Major catastrophes in recent years, such as Hurricane Katrina, flooding in Thailand, and the earthquake and tsunami in Japan, all illustrate the devastating effect disasters can have on today’s global supply chains. One way of protecting against the significant and likely costly effects of such events is employing analytics, including innovative weather intelligence tools, to create a more efficient supply chain while improving customer service. These tools enable supply chain executives to anticipate changes to supply and demand and take appropriate actions in advance, such as rerouting shipments and ensuring product availability.

Analytics can be used to alert supply chain and operations management professionals to major issues across the supply chain. Through predictive algorithms, an alert can be sent if significant changes occur at a supplier, such as dwindling material, for example. Further, analytics can be leveraged to measure supply chain efficiency and performance against industry benchmarks, including lean six sigma and the Supply Chain Council’s SCOR model.

Cargo theft often is perpetrated by groups that tend to operate in the same general areas, such as certain roads and truck stops. Predictive analytics can help companies plan safe routes for the transport of goods from origin to destination by applying predictive models to historical cargo theft data to keep goods and drivers secure.

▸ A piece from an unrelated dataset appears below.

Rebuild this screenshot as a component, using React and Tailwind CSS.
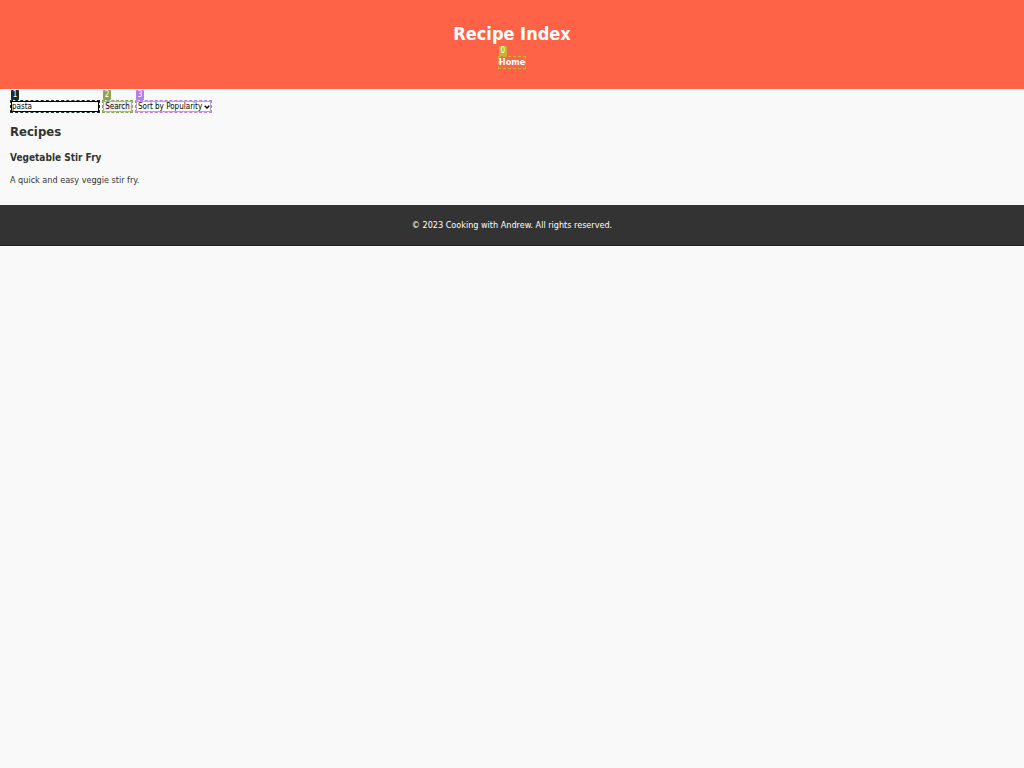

Analytics tools also can help manage environmental health and safety (EH&S) regulatory compliance across supply chains and product life cycles. When a company incorporates disparate sources of EH&S data throughout its business units, it can prevent a comprehensive view of trends. Analytics can bring about a heightened focus on EH&S compliance and sustainability. For example, EH&S analytics tools can offer visibility into product inventories within the enterprise, as well as at upstream suppliers and downstream partners. The resulting business intelligence enables EH&S professionals to more effectively manage the full spectrum of product stewardship and workplace safety regulatory requirements.